**Task prompt:**
Single out the lines of the material that contain "styles" and copy them.
BEGIN Data extract
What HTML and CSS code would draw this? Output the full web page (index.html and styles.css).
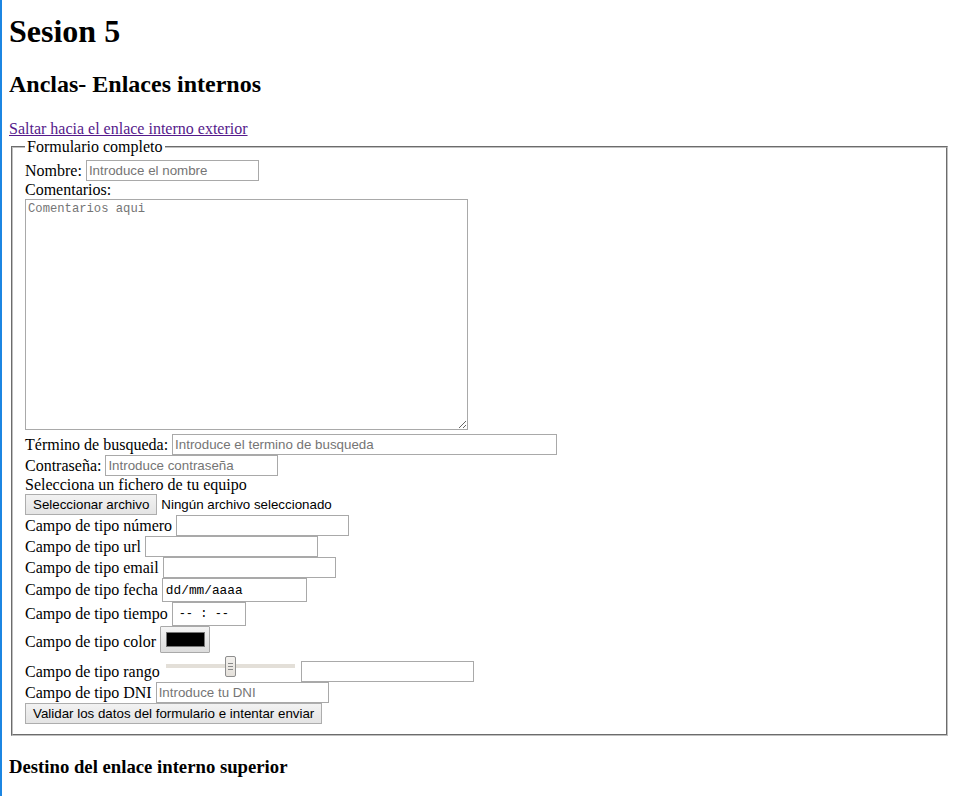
FILE: index.html
```html
<!DOCTYPE html>
<html lang="es">
<head>
<meta charset="utf-8">
<title>Sesion 5</title>
<link rel="stylesheet" href="styles.css">
</head>
<body>
<h1>Sesion 5</h1>
<h2>Anclas- Enlaces internos</h2>
<div class="jump"><a href="#destino">Saltar hacia el enlace interno exterior</a></div>
<form>
<fieldset class="box">
<legend>Formulario completo</legend>
<div class="row"><label for="nombre">Nombre:</label><input class="txt w173" id="nombre" type="text" placeholder="Introduce el nombre"></div>
<div class="row lab"><label for="com">Comentarios:</label></div>
<div class="tarow"><textarea id="com" class="ta" placeholder="Comentarios aqui"></textarea></div>
<div class="row"><label for="bus">Término de busqueda:</label><input class="txt w385" id="bus" type="text" placeholder="Introduce el termino de busqueda"></div>
<div class="row"><label for="pw">Contraseña:</label><input class="txt w173" id="pw" type="text" placeholder="Introduce contraseña"></div>
<div class="row lab"><span>Selecciona un fichero de tu equipo</span></div>
<div class="row"><button type="button" class="btn">Seleccionar archivo</button><span class="nofile">Ningún archivo seleccionado</span></div>
<div class="row"><label for="num">Campo de tipo número</label><input class="txt w173" id="num" type="text"></div>
<div class="row"><label for="url">Campo de tipo url</label><input class="txt w173" id="url" type="text"></div>
<div class="row"><label for="em">Campo de tipo email</label><input class="txt w173" id="em" type="text"></div>
<div class="row tall"><label for="fe">Campo de tipo fecha</label><input class="txt mono w145" id="fe" type="text" value="dd/mm/aaaa"></div>
<div class="row tall"><label for="ti">Campo de tipo tiempo</label><input class="txt mono w74 time" id="ti" type="text" value="-- : --"></div>
<div class="row colorrow"><label for="co">Campo de tipo color</label><span class="colorbtn" id="co"><span class="swatch"></span></span></div>
<div class="row rangerow"><label for="ra">Campo de tipo rango</label><input class="range" id="ra" type="range" min="0" max="100" value="50"><input class="txt w173" type="text"></div>
<div class="row"><label for="dni">Campo de tipo DNI</label><input class="txt w173" id="dni" type="text" placeholder="Introduce tu DNI"></div>
<div class="row"><button type="submit" class="btn">Validar los datos del formulario e intentar enviar</button></div>
</fieldset>
</form>
<h3 id="destino">Destino del enlace interno superior</h3>
</body>
</html>
```
FILE: styles.css
```css
html {
  box-shadow: inset 2px 0 0 #1c86e2;
  min-height: 100%;
  background: #fff;
}
body {
  margin: 0 7px 8px 9px;
  font-family: "Liberation Serif", "Times New Roman", serif;
  font-size: 16px;
  color: #000;
}
h1 {
  font-size: 32px;
  margin: 13px 0 21.44px;
}
h2 {
  font-size: 24px;
  margin: 19.92px 0 22px;
}
h3 {
  font-size: 18.72px;
  margin: 20px 0 18.72px;
}
a {
  color: #551a8b;
}
.box {
  margin: 0 2px;
  padding: 4px 12px 10px 12px;
  border: 2px groove #c0c0c0;
}
.box legend {
  padding: 0 2px;
}
.row {
  display: flex;
  align-items: center;
  gap: 4px;
  height: 21px;
  white-space: nowrap;
}
.row.lab {
  height: 18px;
}
.row.tall {
  height: 24px;
}
.tarow {
  height: 235px;
}
.ta {
  display: block;
  box-sizing: border-box;
  width: 443px;
  height: 231px;
  margin: 0;
  padding: 2px;
  border: 1px solid #a9a9a9;
  font-family: "Liberation Mono", "Courier New", monospace;
  font-size: 12.2px;
  resize: both;
}
.ta::placeholder {
  color: #757575;
}
.txt {
  box-sizing: border-box;
  height: 21px;
  margin: 0;
  padding: 1px 2px;
  border: 1px solid #a9a9a9;
  border-radius: 0;
  font-family: "Liberation Sans", Arial, sans-serif;
  font-size: 13.33px;
  color: #000;
  background: #fff;
  outline: none;
}
.txt::placeholder {
  color: #757575;
}
.tall .txt {
  height: 24px;
}
.mono {
  font-family: "Liberation Mono", "Courier New", monospace;
  font-size: 12.8px;
  padding: 1px 3px;
}
.time {
  font-size: 12px;
  letter-spacing: 0;
  padding-left: 6px;
}
.w173 { width: 173px; }
.w385 { width: 385px; }
.w145 { width: 145px; }
.w74 { width: 74px; }
.btn {
  box-sizing: border-box;
  height: 21px;
  margin: 0;
  padding: 0 7px;
  border: 1px solid #adadad;
  border-radius: 0;
  background: linear-gradient(#f2f2f2, #e4e4e4);
  font-family: "Liberation Sans", Arial, sans-serif;
  font-size: 13.33px;
  color: #000;
}
.nofile {
  font-family: "Liberation Sans", Arial, sans-serif;
  font-size: 13.33px;
}
.colorrow {
  height: 29px;
  align-items: flex-start;
}
.colorrow label {
  margin-top: 7px;
}
.colorbtn {
  box-sizing: border-box;
  display: flex;
  width: 50px;
  height: 27px;
  padding: 5px 4px 5px 5px;
  border: 1px solid #a9a9a9;
  border-radius: 1px;
  background: linear-gradient(#f4f4f4, #dcdcdc);
}
.swatch {
  flex: 1;
  background: #000;
  border: 1px solid #777;
}
.rangerow {
  height: 27px;
  align-items: flex-end;
}
.rangerow label {
  margin-bottom: 1px;
}
.range {
  -webkit-appearance: none;
  appearance: none;
  width: 129px;
  height: 21px;
  margin: 0 2px 6px 2px;
  padding: 0;
  background: transparent;
}
.range::-webkit-slider-runnable-track {
  height: 4px;
  background: #e3dfd8;
  border: none;
}
.range::-webkit-slider-thumb {
  -webkit-appearance: none;
  appearance: none;
  box-sizing: border-box;
  width: 11px;
  height: 21px;
  margin-top: -8px;
  border: 1px solid #8e8e8e;
  border-radius: 2px;
  background:
    linear-gradient(#8a8a8a, #8a8a8a) no-repeat 2px 6px / 5px 1px,
    linear-gradient(#8a8a8a, #8a8a8a) no-repeat 2px 9px / 5px 1px,
    linear-gradient(#8a8a8a, #8a8a8a) no-repeat 2px 12px / 5px 1px,
    linear-gradient(#f3f1ee, #e4e0da);
}
```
END Data extract
**Result of this task:**
What HTML and CSS code would draw this? Output the full web page (index.html and styles.css).
<link rel="stylesheet" href="styles.css">
FILE: styles.css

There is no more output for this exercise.